La fonction de direction du développement durable est encore assez neuve, et semble parfois mystérieuse. Apparue à la faveur de la loi NRE de 2001 - même si elle existait déjà dans quelques entreprises auparavant - elle lui est étroitement liée. Elle a été généralement confiée à d'anciennes directions de la qualité ou de l'environnement, ou bien à des directions de la communication, qui avaient senti dans la société un mouvement auquel elles ont cherché à adapter leurs stratégies : cette seconde origine nous a nui, en nous associant à l'idée de lavage de cerveau ; nous en sommes à présent complètement détachés. Les directions du développement durable se sont constituées et organisées dans les années 2000, alors qu'émergeait un débat public sur la protection de l'environnement et le réchauffement climatique. Elles sont, dans 51 % des cas, rattachées aux directions générales, et sont généralement composées d'équipes assez étoffées, allant de cinq à trente personnes.

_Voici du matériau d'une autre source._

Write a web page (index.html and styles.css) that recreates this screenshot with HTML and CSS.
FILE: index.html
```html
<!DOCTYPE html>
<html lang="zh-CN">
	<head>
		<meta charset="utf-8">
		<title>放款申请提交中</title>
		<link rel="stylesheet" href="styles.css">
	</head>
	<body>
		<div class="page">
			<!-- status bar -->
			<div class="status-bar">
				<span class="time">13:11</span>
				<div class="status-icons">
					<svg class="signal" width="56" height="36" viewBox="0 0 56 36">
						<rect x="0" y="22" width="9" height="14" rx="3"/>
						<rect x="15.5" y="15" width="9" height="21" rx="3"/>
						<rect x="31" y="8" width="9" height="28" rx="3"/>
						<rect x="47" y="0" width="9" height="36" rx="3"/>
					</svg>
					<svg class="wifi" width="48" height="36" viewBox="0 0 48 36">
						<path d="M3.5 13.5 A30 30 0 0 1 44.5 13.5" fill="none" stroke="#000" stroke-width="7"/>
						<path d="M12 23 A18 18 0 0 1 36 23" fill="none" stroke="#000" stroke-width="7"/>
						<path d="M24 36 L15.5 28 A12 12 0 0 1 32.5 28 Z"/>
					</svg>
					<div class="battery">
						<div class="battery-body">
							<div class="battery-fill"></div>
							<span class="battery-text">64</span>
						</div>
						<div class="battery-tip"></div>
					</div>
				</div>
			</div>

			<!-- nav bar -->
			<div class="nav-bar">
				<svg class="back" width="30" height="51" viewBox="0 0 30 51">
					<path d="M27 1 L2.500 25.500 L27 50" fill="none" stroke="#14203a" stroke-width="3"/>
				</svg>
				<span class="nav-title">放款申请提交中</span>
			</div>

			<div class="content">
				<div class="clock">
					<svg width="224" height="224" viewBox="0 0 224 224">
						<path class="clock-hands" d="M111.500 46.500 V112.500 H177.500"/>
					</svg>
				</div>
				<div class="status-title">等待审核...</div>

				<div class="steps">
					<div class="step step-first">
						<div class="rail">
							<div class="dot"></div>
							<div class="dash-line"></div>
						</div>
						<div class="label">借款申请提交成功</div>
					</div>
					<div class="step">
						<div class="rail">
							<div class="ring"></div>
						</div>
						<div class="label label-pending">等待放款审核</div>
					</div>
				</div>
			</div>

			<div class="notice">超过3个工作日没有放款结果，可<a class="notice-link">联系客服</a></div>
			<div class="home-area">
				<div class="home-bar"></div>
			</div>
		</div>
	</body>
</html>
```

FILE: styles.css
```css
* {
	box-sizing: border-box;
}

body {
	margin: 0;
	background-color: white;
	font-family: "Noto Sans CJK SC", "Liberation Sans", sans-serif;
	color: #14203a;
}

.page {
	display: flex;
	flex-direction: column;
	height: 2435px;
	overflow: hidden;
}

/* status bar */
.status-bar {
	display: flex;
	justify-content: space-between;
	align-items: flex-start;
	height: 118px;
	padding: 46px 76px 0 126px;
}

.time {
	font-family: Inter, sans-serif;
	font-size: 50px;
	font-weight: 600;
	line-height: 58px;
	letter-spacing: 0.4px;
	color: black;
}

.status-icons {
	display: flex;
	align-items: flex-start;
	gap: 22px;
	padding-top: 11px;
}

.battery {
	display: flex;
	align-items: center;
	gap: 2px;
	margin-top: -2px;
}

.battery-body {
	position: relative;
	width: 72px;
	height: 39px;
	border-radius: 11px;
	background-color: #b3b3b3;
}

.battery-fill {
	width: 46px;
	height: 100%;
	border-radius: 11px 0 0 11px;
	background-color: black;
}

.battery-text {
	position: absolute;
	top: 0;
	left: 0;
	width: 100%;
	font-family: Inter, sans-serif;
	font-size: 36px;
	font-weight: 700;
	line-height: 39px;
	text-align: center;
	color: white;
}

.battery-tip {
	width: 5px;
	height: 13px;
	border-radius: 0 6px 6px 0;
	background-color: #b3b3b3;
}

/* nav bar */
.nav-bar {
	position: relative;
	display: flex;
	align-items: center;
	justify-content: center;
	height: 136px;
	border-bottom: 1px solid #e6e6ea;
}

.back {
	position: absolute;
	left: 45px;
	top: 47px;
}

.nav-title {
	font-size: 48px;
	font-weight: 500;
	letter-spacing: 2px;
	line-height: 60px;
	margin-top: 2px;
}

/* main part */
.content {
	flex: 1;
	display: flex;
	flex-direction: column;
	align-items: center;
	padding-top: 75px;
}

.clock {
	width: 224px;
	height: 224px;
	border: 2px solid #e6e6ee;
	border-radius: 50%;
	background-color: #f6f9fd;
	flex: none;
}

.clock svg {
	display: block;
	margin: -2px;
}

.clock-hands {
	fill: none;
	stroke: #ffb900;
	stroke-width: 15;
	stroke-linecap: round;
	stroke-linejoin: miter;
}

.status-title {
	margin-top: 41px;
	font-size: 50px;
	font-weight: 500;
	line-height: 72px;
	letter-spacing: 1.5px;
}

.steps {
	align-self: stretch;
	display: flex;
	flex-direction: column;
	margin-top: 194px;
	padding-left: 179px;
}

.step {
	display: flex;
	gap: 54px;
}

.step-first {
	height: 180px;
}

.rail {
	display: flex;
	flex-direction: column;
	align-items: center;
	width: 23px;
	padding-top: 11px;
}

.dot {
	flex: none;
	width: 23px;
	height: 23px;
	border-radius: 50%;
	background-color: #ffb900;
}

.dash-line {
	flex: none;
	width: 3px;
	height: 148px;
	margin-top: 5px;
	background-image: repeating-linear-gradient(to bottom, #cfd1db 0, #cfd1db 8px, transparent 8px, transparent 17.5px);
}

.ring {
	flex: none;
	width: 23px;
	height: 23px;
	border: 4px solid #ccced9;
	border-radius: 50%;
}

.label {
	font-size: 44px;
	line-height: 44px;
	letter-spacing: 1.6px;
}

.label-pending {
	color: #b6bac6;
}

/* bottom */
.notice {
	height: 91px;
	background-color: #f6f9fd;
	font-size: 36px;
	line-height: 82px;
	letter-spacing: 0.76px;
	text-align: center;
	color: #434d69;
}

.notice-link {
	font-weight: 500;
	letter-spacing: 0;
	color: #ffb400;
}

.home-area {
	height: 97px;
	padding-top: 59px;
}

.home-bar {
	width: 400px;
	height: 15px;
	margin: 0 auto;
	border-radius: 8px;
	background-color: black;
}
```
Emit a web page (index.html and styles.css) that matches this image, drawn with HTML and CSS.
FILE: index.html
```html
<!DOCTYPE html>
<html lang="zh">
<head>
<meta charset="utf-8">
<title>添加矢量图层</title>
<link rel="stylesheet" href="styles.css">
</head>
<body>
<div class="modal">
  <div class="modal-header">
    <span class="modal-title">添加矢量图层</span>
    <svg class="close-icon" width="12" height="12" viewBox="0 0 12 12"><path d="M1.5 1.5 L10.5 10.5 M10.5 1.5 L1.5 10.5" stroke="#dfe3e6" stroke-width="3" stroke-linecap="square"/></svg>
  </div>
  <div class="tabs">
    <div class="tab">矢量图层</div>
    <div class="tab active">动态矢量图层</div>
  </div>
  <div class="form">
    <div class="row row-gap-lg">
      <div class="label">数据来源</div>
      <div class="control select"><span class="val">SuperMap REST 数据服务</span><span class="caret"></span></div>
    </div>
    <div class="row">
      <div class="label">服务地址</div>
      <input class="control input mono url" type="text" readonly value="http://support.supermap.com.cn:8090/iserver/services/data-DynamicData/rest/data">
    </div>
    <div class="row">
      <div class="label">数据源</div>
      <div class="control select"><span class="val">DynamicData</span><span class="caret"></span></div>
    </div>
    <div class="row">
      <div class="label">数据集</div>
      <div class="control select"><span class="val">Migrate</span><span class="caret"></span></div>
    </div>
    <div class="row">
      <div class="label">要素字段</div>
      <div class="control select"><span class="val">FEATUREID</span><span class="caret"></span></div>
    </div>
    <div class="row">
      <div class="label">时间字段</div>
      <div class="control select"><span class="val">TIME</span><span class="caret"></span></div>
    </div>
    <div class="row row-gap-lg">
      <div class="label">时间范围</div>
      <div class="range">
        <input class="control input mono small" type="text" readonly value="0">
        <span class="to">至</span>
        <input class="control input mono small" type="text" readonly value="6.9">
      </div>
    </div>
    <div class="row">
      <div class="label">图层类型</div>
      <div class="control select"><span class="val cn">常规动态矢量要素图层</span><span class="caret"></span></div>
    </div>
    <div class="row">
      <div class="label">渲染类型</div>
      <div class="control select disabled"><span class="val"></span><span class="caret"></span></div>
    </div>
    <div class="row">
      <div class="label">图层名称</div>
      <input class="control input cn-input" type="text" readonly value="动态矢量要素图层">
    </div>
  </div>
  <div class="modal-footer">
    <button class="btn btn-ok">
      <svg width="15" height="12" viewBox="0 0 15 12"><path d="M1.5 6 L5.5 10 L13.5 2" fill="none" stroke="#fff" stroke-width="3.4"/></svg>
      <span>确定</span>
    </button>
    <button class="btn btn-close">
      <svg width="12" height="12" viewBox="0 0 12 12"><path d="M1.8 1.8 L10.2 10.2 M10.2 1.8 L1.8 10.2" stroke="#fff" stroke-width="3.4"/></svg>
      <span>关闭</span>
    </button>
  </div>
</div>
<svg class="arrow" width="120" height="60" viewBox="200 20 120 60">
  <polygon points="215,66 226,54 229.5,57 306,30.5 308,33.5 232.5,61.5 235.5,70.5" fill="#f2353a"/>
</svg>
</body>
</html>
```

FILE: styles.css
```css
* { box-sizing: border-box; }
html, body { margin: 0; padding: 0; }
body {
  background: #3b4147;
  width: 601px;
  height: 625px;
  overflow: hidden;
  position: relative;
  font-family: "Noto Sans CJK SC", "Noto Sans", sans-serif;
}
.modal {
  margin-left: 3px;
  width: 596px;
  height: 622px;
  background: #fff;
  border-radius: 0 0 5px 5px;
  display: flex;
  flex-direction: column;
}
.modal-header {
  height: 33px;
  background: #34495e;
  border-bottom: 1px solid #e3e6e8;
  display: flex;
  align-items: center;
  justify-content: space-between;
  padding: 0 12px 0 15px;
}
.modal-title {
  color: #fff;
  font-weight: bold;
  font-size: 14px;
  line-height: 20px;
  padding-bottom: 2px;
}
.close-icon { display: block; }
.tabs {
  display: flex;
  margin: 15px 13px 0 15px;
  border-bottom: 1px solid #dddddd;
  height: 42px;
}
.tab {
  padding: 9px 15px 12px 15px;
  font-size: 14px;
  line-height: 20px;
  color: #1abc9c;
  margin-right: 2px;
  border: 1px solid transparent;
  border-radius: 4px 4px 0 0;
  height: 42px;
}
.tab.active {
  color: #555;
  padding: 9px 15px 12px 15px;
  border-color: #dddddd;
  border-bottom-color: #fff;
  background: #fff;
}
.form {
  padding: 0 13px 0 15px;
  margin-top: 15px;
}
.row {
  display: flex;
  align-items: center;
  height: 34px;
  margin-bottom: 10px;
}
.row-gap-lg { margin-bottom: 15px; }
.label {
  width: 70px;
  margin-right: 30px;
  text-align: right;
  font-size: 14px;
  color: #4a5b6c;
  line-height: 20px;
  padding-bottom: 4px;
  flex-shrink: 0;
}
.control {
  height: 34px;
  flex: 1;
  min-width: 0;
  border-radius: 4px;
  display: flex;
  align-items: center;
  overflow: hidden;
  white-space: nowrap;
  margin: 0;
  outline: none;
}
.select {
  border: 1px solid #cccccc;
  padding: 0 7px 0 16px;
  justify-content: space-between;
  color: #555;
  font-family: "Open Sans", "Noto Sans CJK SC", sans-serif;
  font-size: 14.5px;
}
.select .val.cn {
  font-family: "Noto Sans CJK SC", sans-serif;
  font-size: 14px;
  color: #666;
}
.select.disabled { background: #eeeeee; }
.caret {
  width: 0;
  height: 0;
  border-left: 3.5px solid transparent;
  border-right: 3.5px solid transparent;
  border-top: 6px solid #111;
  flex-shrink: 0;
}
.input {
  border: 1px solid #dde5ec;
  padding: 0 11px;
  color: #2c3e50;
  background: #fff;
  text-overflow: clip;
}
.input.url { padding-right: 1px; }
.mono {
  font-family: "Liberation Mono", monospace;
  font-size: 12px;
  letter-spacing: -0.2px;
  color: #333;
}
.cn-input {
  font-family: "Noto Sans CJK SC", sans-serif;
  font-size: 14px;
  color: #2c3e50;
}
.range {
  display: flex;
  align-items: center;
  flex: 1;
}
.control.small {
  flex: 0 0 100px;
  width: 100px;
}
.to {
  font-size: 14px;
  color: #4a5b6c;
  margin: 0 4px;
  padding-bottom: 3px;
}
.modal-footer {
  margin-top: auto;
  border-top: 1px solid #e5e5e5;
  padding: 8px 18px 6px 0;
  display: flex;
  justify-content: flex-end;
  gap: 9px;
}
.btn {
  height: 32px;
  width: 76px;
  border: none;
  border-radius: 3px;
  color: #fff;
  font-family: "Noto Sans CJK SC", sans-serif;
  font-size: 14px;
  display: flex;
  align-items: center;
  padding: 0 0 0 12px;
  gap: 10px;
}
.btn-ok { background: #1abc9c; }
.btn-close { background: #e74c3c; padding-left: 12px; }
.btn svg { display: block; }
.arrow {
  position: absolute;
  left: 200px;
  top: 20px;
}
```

Elles ont quatre missions principales. Elles veillent à ce que l'entreprise se donne à lire autrement que par son seul reporting financier, en tenant une comptabilité de l'extra-financier. Elles assurent l'animation, à l'intérieur des entreprises, des politiques environnementales. Les entreprises, comme les collectivités locales, ont à mettre en oeuvre des plans d'action visant à réduire leurs émissions de gaz à effet de serre, ce qui les conduit à créer des emplois. Nous avons parfois du mal à les sensibiliser, surtout qu'à cette problématique énergétique s'ajoute celle, complexe, de la protection de la biodiversité, ordinaire ou remarquable. Sur ce thème, nous avons d'abord été chahutés dans les entreprises, mais à présent celles-ci prennent conscience que la biodiversité est un ensemble d'écosystèmes dont la fonction peut être économique, alimentaire, touristique même. Nous menons des travaux autour de la notion de compensation écologique.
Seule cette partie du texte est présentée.